La République au secours du fondamentalisme
Si c’est tellement compliqué, qu’allons-nous donc faire dans cette galère, d’autant qu’il est maintenant de notoriété publique qu’Al Qaïda et les imams salafistes sont à la manœuvre derrière les sécessionnistes de la Cyrénaïque ? Les mêmes imams salafistes qui agitent la Syrie contre Bachar Al Assad (dépêche AFP du 19 avril), chef du seul Etat laïque du Moyen-Orient, et la même Al Qaïda qui a revendiqué, le 19 avril également, le sanglant attentat commis la veille à Kaboul et qui aurait visé le ministre français de la Défense alors en visite en Afghanistan.

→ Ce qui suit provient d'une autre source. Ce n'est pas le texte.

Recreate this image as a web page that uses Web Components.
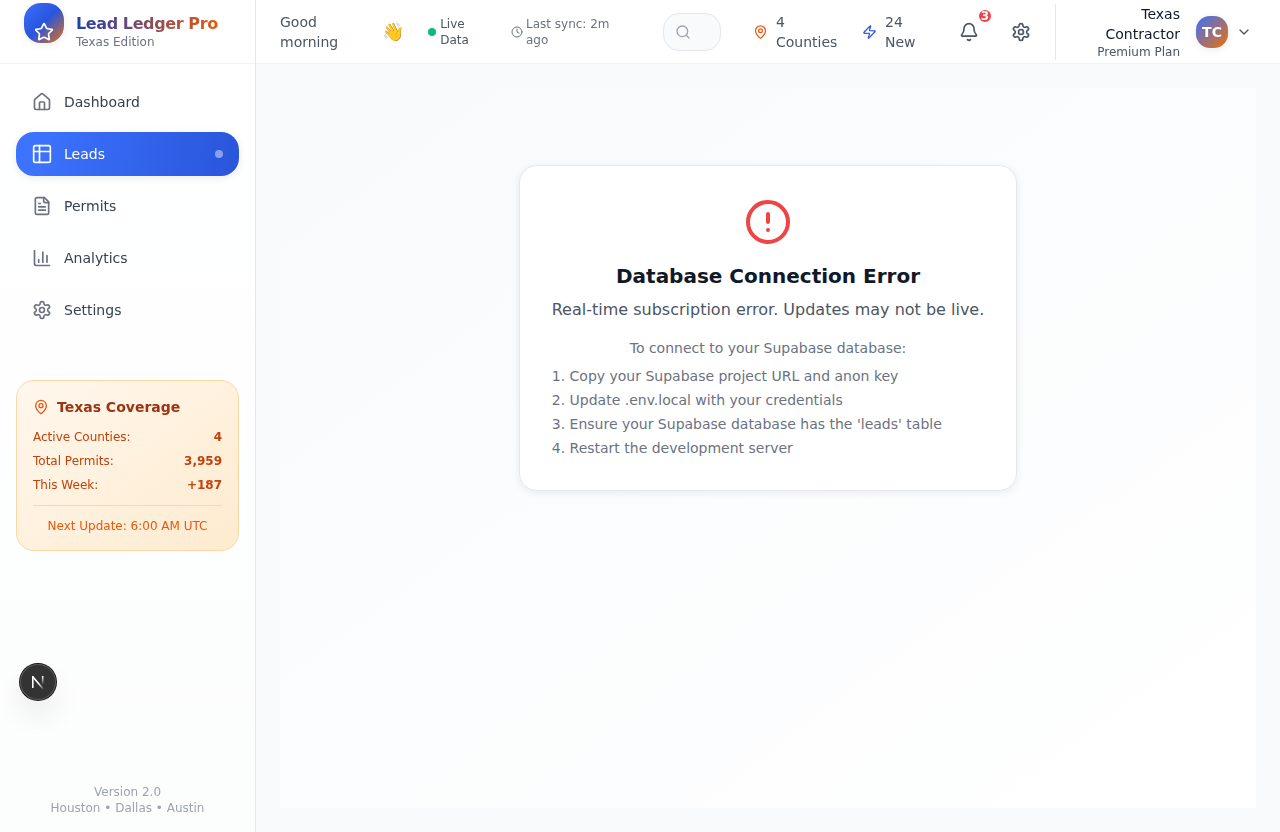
<!DOCTYPE html>
<html lang="en">
<head>
<meta charset="utf-8">
<title>Lead Ledger Pro</title>
<style>
html,body{margin:0;height:100%}
body{font-family:"DejaVu Sans",sans-serif;font-size:14px;line-height:20px;color:#374151;background:#f8fafc;overflow:hidden}
</style>
</head>
<body>
<ledger-app></ledger-app>
<script>
const ICONS = {
  star:'<path d="M11.525 2.295a.53.53 0 0 1 .95 0l2.31 4.679a2.123 2.123 0 0 0 1.595 1.16l5.166.756a.53.53 0 0 1 .294.904l-3.736 3.638a2.123 2.123 0 0 0-.611 1.878l.882 5.14a.53.53 0 0 1-.771.56l-4.618-2.428a2.122 2.122 0 0 0-1.973 0L6.396 21.01a.53.53 0 0 1-.77-.56l.881-5.139a2.122 2.122 0 0 0-.611-1.879L2.16 9.795a.53.53 0 0 1 .294-.906l5.165-.755a2.122 2.122 0 0 0 1.597-1.16z"/>',
  house:'<path d="M15 21v-8a1 1 0 0 0-1-1h-4a1 1 0 0 0-1 1v8"/><path d="M3 10a2 2 0 0 1 .709-1.528l7-5.999a2 2 0 0 1 2.582 0l7 5.999A2 2 0 0 1 21 10v9a2 2 0 0 1-2 2H5a2 2 0 0 1-2-2z"/>',
  table:'<rect width="20" height="20" x="2" y="2" rx="2"/><path d="M2 9h20M9 2v20"/>',
  file:'<path d="M15 2H6a2 2 0 0 0-2 2v16a2 2 0 0 0 2 2h12a2 2 0 0 0 2-2V7Z"/><path d="M14 2v4a2 2 0 0 0 2 2h4M10 9H8M16 13H8M16 17H8"/>',
  chart:'<path d="M3 3v16a2 2 0 0 0 2 2h16M18 17V9M13 17V5M8 17v-3"/>',
  gear:'<path d="M12.22 2h-.44a2 2 0 0 0-2 2v.18a2 2 0 0 1-1 1.73l-.43.25a2 2 0 0 1-2 0l-.15-.08a2 2 0 0 0-2.73.73l-.22.38a2 2 0 0 0 .73 2.73l.15.1a2 2 0 0 1 1 1.72v.51a2 2 0 0 1-1 1.74l-.15.09a2 2 0 0 0-.73 2.73l.22.38a2 2 0 0 0 2.73.73l.15-.08a2 2 0 0 1 2 0l.43.25a2 2 0 0 1 1 1.73V20a2 2 0 0 0 2 2h.44a2 2 0 0 0 2-2v-.18a2 2 0 0 1 1-1.73l.43-.25a2 2 0 0 1 2 0l.15.08a2 2 0 0 0 2.73-.73l.22-.39a2 2 0 0 0-.73-2.73l-.15-.08a2 2 0 0 1-1-1.74v-.5a2 2 0 0 1 1-1.74l.15-.09a2 2 0 0 0 .73-2.73l-.22-.38a2 2 0 0 0-2.73-.73l-.15.08a2 2 0 0 1-2 0l-.43-.25a2 2 0 0 1-1-1.73V4a2 2 0 0 0-2-2z"/><circle cx="12" cy="12" r="3"/>',
  pin:'<path d="M20 10c0 4.993-5.539 10.193-7.399 11.799a1 1 0 0 1-1.202 0C9.539 20.193 4 14.993 4 10a8 8 0 0 1 16 0"/><circle cx="12" cy="10" r="3"/>',
  clock:'<circle cx="12" cy="12" r="10"/><path d="M12 6v6l4 2"/>',
  search:'<circle cx="11" cy="11" r="8"/><path d="m21 21-4.3-4.3"/>',
  zap:'<path d="M4 14a1 1 0 0 1-.78-1.63l9.9-10.2a.5.5 0 0 1 .86.46l-1.92 6.02A1 1 0 0 0 13 10h7a1 1 0 0 1 .78 1.63l-9.9 10.2a.5.5 0 0 1-.86-.46l1.92-6.02A1 1 0 0 0 11 14z"/>',
  bell:'<path d="M10.268 21a2 2 0 0 0 3.464 0M3.262 15.326A1 1 0 0 0 4 17h16a1 1 0 0 0 .74-1.673C19.41 13.956 18 12.499 18 8A6 6 0 0 0 6 8c0 4.499-1.411 5.956-2.738 7.326"/>',
  down:'<path d="m6 9 6 6 6-6"/>',
  alert:'<circle cx="12" cy="12" r="10"/><path d="M12 8v4M12 16h.01"/>'
};

function define(name, css, html) {
  const t = document.createElement('template');
  customElements.define(name, class extends HTMLElement {
    constructor() {
      super();
      t.innerHTML = `<style>*{box-sizing:border-box}:host{box-sizing:border-box}${css}</style>` +
        (typeof html === 'function' ? html(this) : html);
      this.attachShadow({mode:'open'}).append(t.content.cloneNode(true));
    }
  });
}

define('ll-icon', `:host{display:block;flex:none;width:var(--s,20px);height:var(--s,20px)}svg{display:block;width:100%;height:100%}`,
  el => `<svg viewBox="0 0 24 24" fill="none" stroke="currentColor" stroke-width="2" stroke-linecap="round" stroke-linejoin="round">${ICONS[el.getAttribute('name')]}</svg>`);

define('nav-item', `
:host{display:flex;align-items:center;gap:12px;height:44px;padding:0 16px;border-radius:18px;color:#374151}
ll-icon{color:#6b7280}
span{flex:1}
i{display:none;width:8px;height:8px;border-radius:50%;background:#ffffff70}
:host([active]){color:#fff;background:linear-gradient(98deg,#3d74ff 5%,#2955da);box-shadow:0 2px 8px rgba(0,0,0,.08)}
:host([active]) ll-icon{color:#fff}
:host([active]) i{display:block}`,
  el => `<ll-icon name="${el.getAttribute('icon')}"></ll-icon><span><slot></slot></span><i></i>`);

define('brand-bar', `
:host{display:flex;gap:12px;height:64px;padding:3px 24px 0;border-bottom:1px solid #f1f3f5}
.logo{display:grid;place-items:center;padding:18px 0 0;width:40px;height:40px;border-radius:17px;color:#fff;background:linear-gradient(135deg,#3b70ff 0%,#2855dc 50%,#ea6f12 100%);box-shadow:0 2px 8px rgba(0,0,0,.08)}
.logo ll-icon{--s:20px}
.t{padding-top:11px}
b{display:block;width:max-content;font-size:16px;line-height:20px;letter-spacing:-.4px;background:linear-gradient(90deg,#1e40af,#ea580c);-webkit-background-clip:text;background-clip:text;color:transparent}
small{display:block;font-size:12px;line-height:16px;color:#6b7280}`,
  `<div class="logo"><ll-icon name="star"></ll-icon></div><div class="t"><b>Lead Ledger Pro</b><small>Texas Edition</small></div>`);

define('coverage-card', `
:host{display:block;height:171px;padding:16px;border:1px solid #fcd9a4;border-radius:18px;background:linear-gradient(to bottom right,#fff7ed,#feebcf);font-size:12px;line-height:16px;color:#c2410c}
h3{display:flex;align-items:center;gap:8px;margin:0 0 12px;font-size:14px;line-height:20px;color:#9a3412}
ll-icon{--s:16px;color:#ea580c}
div{display:flex;justify-content:space-between;margin-bottom:8px}
p{margin:12px 0 0;padding-top:12px;border-top:1px solid #fcd9a4;text-align:center;color:#ea580c}`,
  `<h3><ll-icon name="pin"></ll-icon>Texas Coverage</h3>
<div><span>Active Counties:</span><b>4</b></div><div><span>Total Permits:</span><b>3,959</b></div><div><span>This Week:</span><b>+187</b></div>
<p>Next Update: 6:00 AM UTC</p>`);

define('side-bar', `
:host{display:flex;flex-direction:column;width:256px;height:100%;border-right:1px solid #e5e7eb;background:linear-gradient(#fff,#fcfdfd);will-change:transform}
nav{display:flex;flex-direction:column;gap:8px;padding:16px}
coverage-card{margin:32px 16px 0}
footer{margin-top:auto;padding-bottom:16px;font-size:12px;line-height:16px;text-align:center;color:#9ca3af}`,
  `<brand-bar></brand-bar><nav><nav-item icon="house">Dashboard</nav-item><nav-item icon="table" active>Leads</nav-item><nav-item icon="file">Permits</nav-item><nav-item icon="chart">Analytics</nav-item><nav-item icon="gear">Settings</nav-item></nav>
<coverage-card></coverage-card><footer>Version 2.0<br>Houston • Dallas • Austin</footer>`);

define('top-bar', `
:host{display:flex;align-items:center;height:64px;padding:0 24px;border-bottom:1px solid #f1f3f5;background:#fff;color:#4b5563;will-change:transform}
:host>*{flex:none}
.hi{width:102px}
.wave{width:46px;font-size:18px;line-height:28px}
.s{display:flex;align-items:center;font-size:12px;line-height:16px}
.live{width:83px;gap:4.2px}.live i{width:8px;height:8px;border-radius:50%;background:#10b981}
.sync{width:152px;gap:3px;color:#6b7280}.sync ll-icon{--s:12px}
.search{display:flex;align-items:center;width:58px;height:38px;padding-left:11px;border:1px solid #e5e7eb;border-radius:16px;background:#f9fafb;color:#9ca3af}
.search ll-icon{--s:16px}
.stat{display:flex;align-items:center;gap:8px}.stat ll-icon{--s:15px;height:16px;color:var(--c)}
.c{margin-left:32px;width:109px;--c:#ea580c}.n{width:97px;--c:#2952e3}
.bell{position:relative}
.bell b{position:absolute;left:20px;top:-12px;width:12px;height:12px;border-radius:6px;background:#ef4444;color:#fff;font-size:12px;line-height:12px;text-align:center}
.gear{margin-left:32px}
.user{display:flex;align-items:center;height:56px;margin-left:24px;border-left:1px solid #e5e7eb}
.who{width:124px;text-align:right;color:#111827}.who small{display:block;font-size:12px;line-height:16px;color:#4b5563}
.av{display:grid;place-items:center;width:32px;height:32px;margin:0 8px 0 16px;border-radius:14px;color:#fff;font-weight:700;background:linear-gradient(135deg,#3b6fff,#ee7008);box-shadow:0 2px 8px rgba(0,0,0,.08)}
.user ll-icon{--s:16px}`,
  `<div class="hi">Good<br>morning</div><div class="wave">👋</div>
<div class="s live"><i></i><span>Live<br>Data</span></div>
<div class="s sync"><ll-icon name="clock"></ll-icon><span>Last sync: 2m<br>ago</span></div>
<div class="search"><ll-icon name="search"></ll-icon></div>
<div class="stat c"><ll-icon name="pin"></ll-icon><span>4<br>Counties</span></div>
<div class="stat n"><ll-icon name="zap"></ll-icon><span>24<br>New</span></div>
<div class="bell"><ll-icon name="bell"></ll-icon><b>3</b></div><ll-icon class="gear" name="gear"></ll-icon>
<div class="user"><div class="who">Texas<br>Contractor<small>Premium Plan</small></div><div class="av">TC</div><ll-icon name="down"></ll-icon></div>`);

define('error-card', `
:host{display:flex;flex-direction:column;align-items:center;width:498px;height:326px;padding:32px;border:1px solid #e5e7eb;border-radius:18px;background:#fff;box-shadow:0 2px 8px rgba(15,23,42,.08);color:#6b7280}
ll-icon{--s:48px;color:#ef4444}
h2{margin:16px 0 8px;font-size:20px;line-height:28px;color:#111827}
p{margin:0;font-size:16px;line-height:24px;color:#4b5563;white-space:nowrap}
.h{margin:16px 0 8px;font-size:14px;line-height:20px;color:#6b7280}
ol{align-self:stretch;display:flex;flex-direction:column;gap:4px;margin:0 0 0 -.27px;padding:0;list-style:none}`,
  `<ll-icon name="alert"></ll-icon><h2>Database Connection Error</h2><p>Real-time subscription error. Updates may not be live.</p><p class="h">To connect to your Supabase database:</p>
<ol><li>1. Copy your Supabase project URL and anon key</li><li>2. Update .env.local with your credentials</li><li>3. Ensure your Supabase database has the 'leads' table</li><li>4. Restart the development server</li></ol>`);

define('dev-badge', `
:host{position:fixed;left:20px;bottom:132px;width:36px;height:36px;border-radius:50%;background:#333;box-shadow:0 0 0 1px #171717,inset 0 0 0 1px #5a5a5a,0 16px 32px -8px rgba(0,0,0,.24)}
svg{display:block}`,
  `<svg width="36" height="36" viewBox="0 0 36 36" fill="none" stroke-width="1.6"><defs><linearGradient id="a" gradientUnits="userSpaceOnUse" x1="0" y1="12" x2="0" y2="21"><stop stop-color="#fff"/><stop offset="1" stop-color="#fff" stop-opacity="0"/></linearGradient><linearGradient id="b" gradientUnits="userSpaceOnUse" x1="17" y1="17" x2="23.5" y2="25"><stop offset=".3" stop-color="#fff"/><stop offset="1" stop-color="#fff" stop-opacity=".1"/></linearGradient></defs><path d="M12.8 24V12" stroke="#fff"/><path d="M12.6 12.4 23.2 25" stroke="url(#b)"/><path d="M22.7 12v9" stroke="url(#a)"/></svg>`);

define('ledger-app', `
:host{display:grid;grid-template-columns:256px 1fr;height:100vh}
section{display:flex;flex-direction:column;min-width:0}
main{flex:1;padding:24px}
.stage{display:flex;justify-content:center;align-items:flex-start;height:720px;padding-top:77px;background:linear-gradient(to bottom right,#f8fafc,#fff)}`,
  `<side-bar></side-bar><section><top-bar></top-bar><main><div class="stage"><error-card></error-card></div></main></section><dev-badge></dev-badge>`);
</script>
</body>
</html>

On nage en pleine contradiction, en pleine négation du bon sens comme de nos intérêts nationaux alors que notre pays, au bord de la ruine, est prêt à toutes les économies de bout de chandelles (y compris sur le budget de la Défense !) pour colmater les brèches. Mais si vaine, si coûteuse en numéraire et peut-être demain en vies humaines que soit l’intervention, faut ce qu’il faut ! La France n’est-elle pas « le bras armé du droit et de la conscience internationale » comme nous l’a appris le brave général Palomeros ? Et tant pis si la conscience internationale, qui a pris une fois de plus l’affriolant minois de Bernard Henri Lévy, dit « l’affabulation à visage humain », nous conduit à être aussi le bras armé du pire obscurantisme islamique.
Camille Galic
20/04/2011
Notes
Ce qui explique peut-être l’activisme du gouvernement de Londres. En ce premier anniversaire de la marée noire en Louisiane, dont la British Petroleum était responsable et qui lui a coûté très cher, BP aurait bien besoin de se refaire une santé financière en s’emparant de nouveaux terrains pétrolifères.